Praying nobody had seen him, he eased out of the bed. He tiptoed the fifty yards to the door. Opened it without making one single creak, then closed it again, just as silently. Dad would’ve been proud of him. Back downstairs he slid into his own cold bed and, closing his eyes, pretended he’d been there all night.
He realised how narrow his escape had been when, less than five minutes later, the rising-bell began to sound. But, as it turned out, somebody must’ve seen him. Word went round at breakfast that Christie had slept in someone else’s bed. Later that day he was summoned to the padre’s office.
‘So tell me, Christie,’ the padre said, resting his chin on one hand and looking steadily into Nathan’s soul, ‘what exactly happened last night?’
‘I was sleepwalking.’
The padre said nothing.
‘If you don’t believe me, ask my father,’ Nathan said. ‘He knows I do it.’

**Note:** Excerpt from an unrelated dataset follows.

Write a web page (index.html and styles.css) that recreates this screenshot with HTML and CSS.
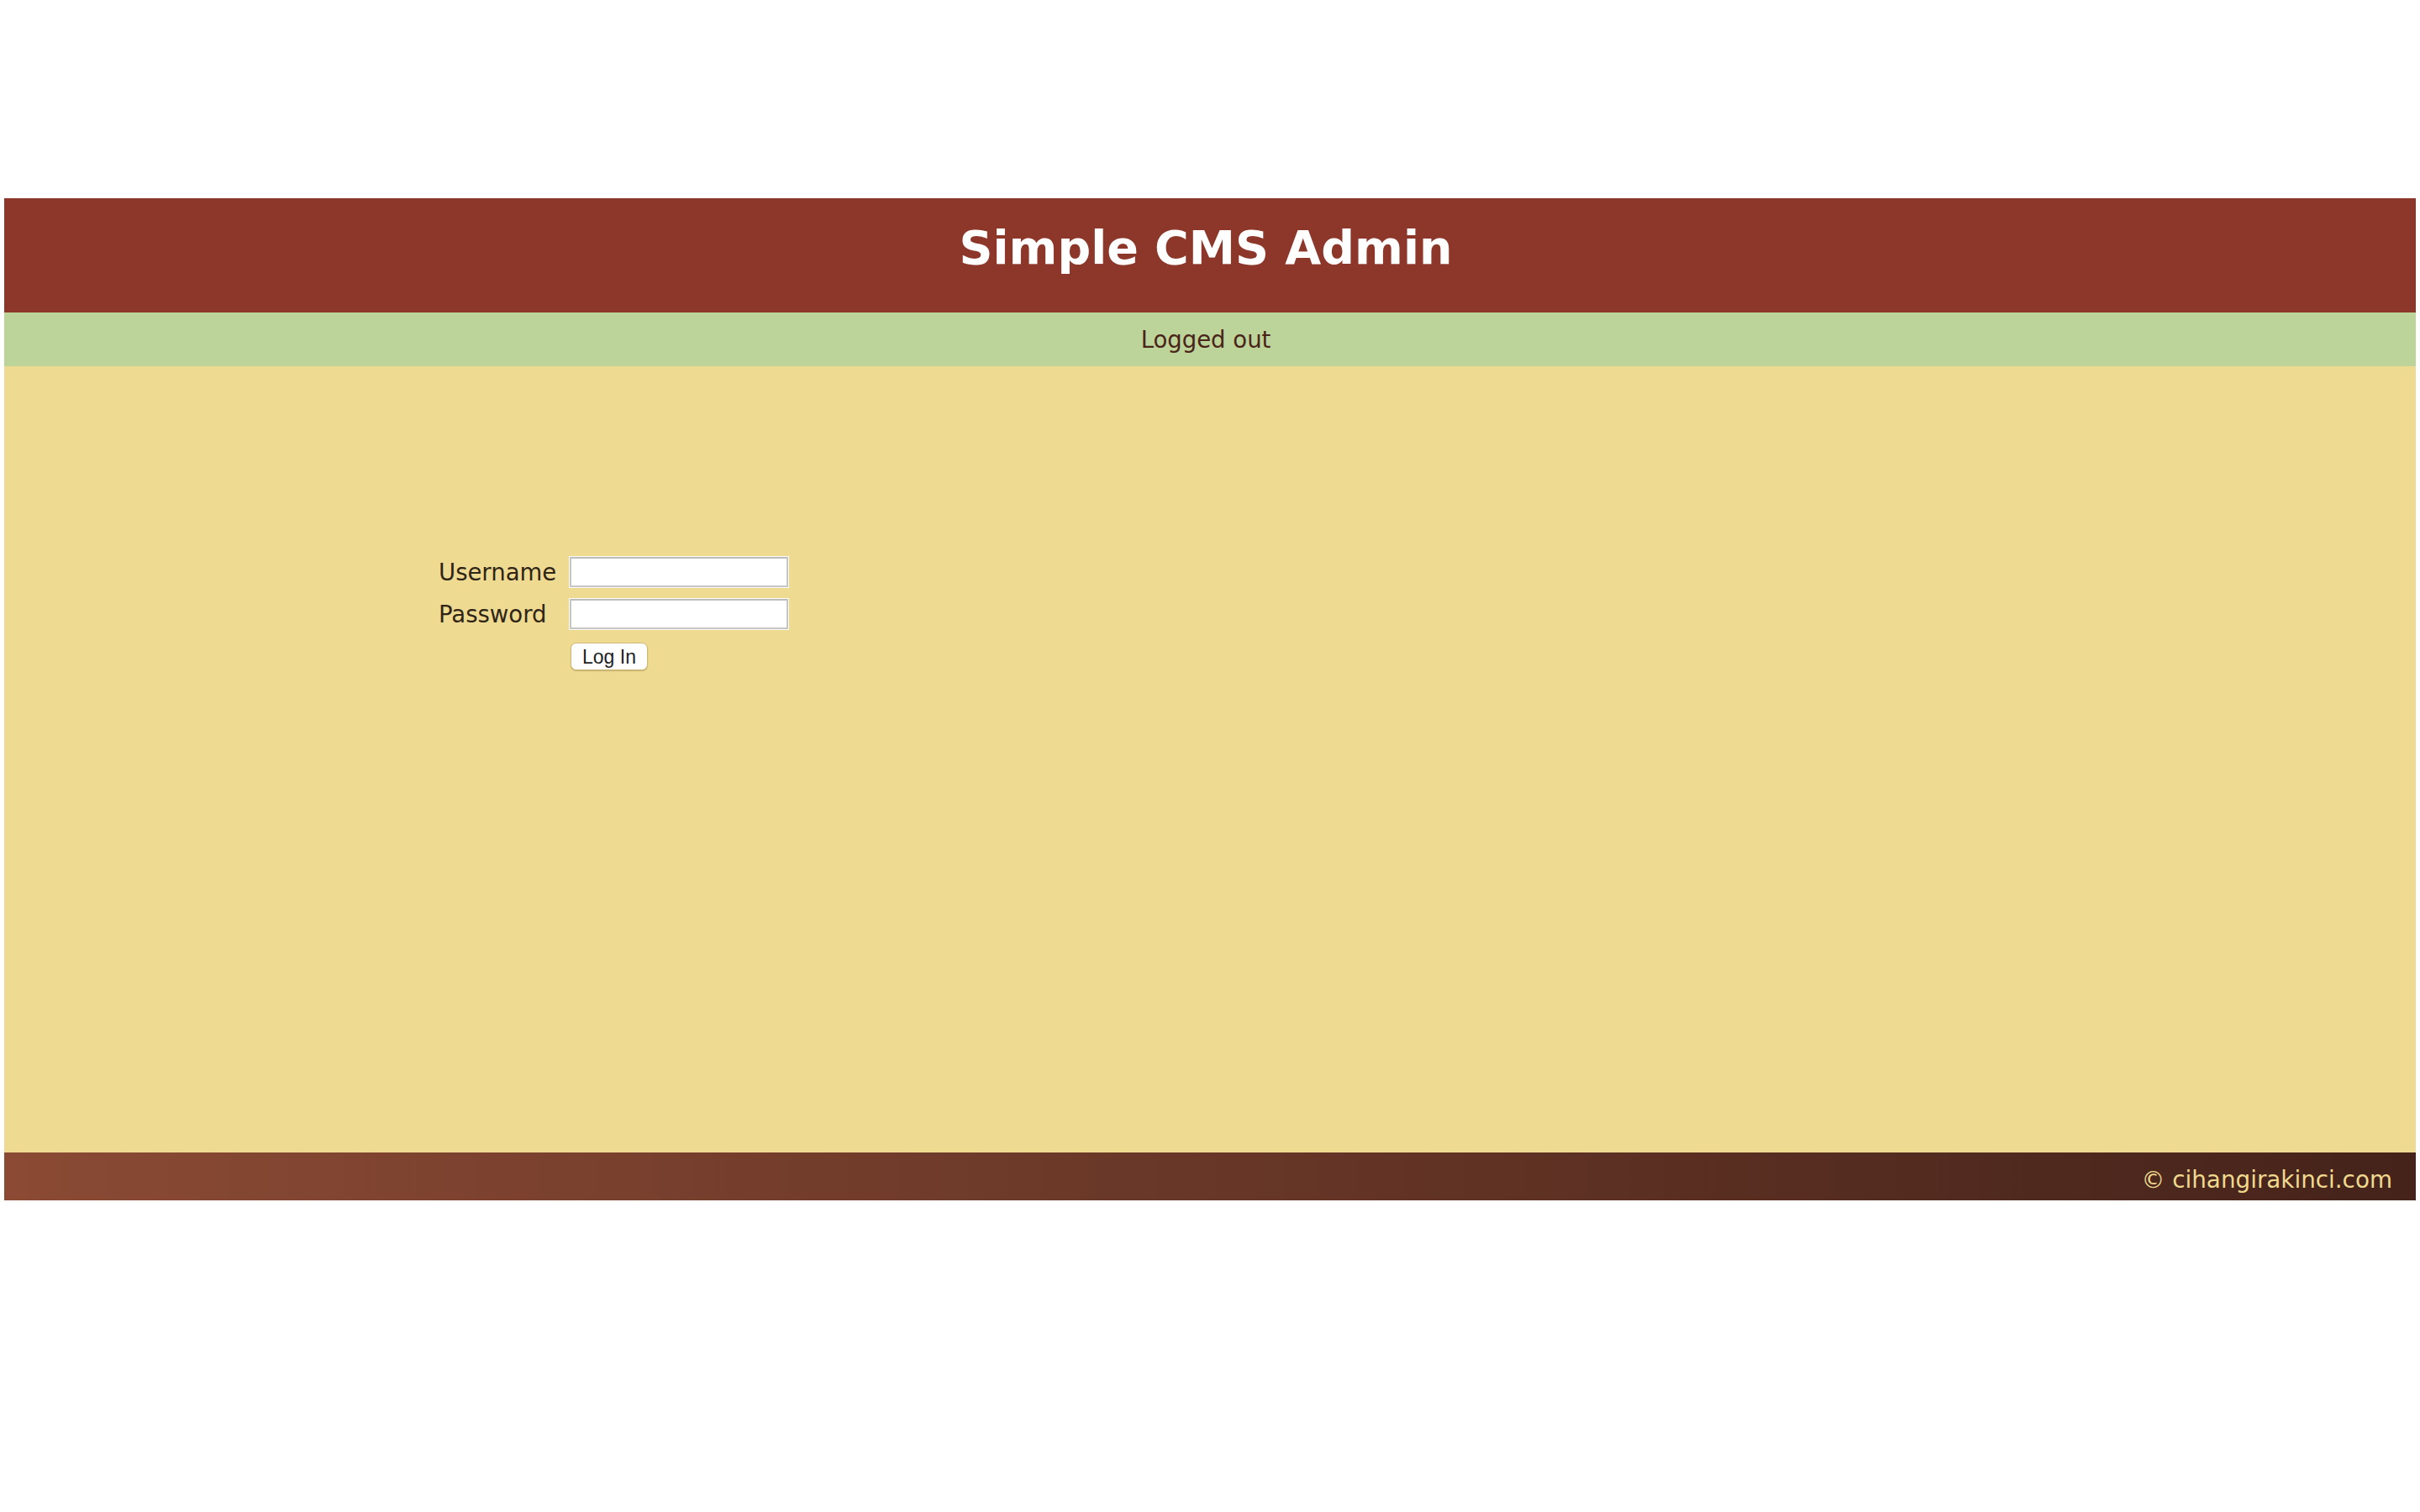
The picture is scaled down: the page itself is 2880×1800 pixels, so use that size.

‘Do you know why you do it?’
Nathan shrugged. ‘My father says it started after my mother died.’
No action was taken, but that didn’t stop the rumours spreading. Overnight Nathan acquired the reputation for being some kind of prostitute and nothing he said could change anyone’s mind. His blond hair and his green eyes were used as evidence against him. The only thing the boys weren’t sure of was how much he charged.
Three nights later he walked in his sleep again, but this time he woke up in a field. Once he’d recovered from the terror of not knowing where he was, he felt only relief. There was nothing scandalous about a field. Though, once again, his absence from his own bed was noted and people thought the worst.
He spent the last two weeks of the holidays at home. As the days passed and the new semester loomed, he was overtaken by a sense of dread. He knew that some of the boys at camp went to the same school as he did. What if they remembered? What if word got out? Dad took him into the sitting-room one day and asked him what the matter was. He told Dad that he didn’t want to go back to school. Dad wanted to know why. It was a question that he found he couldn’t answer. So back he went.
For the first few days he hardly spoke. He tried to will himself into a kind of invisibility. It seemed to be working, because he heard nothing. Then, one evening during the second week, he was leaving the pool with Tip when he noticed a thin figure sitting on the grass bank under the streetlamp. Red baseball cap, acne, spectacles. Something contaminating about him. Like you could get a disease just by looking.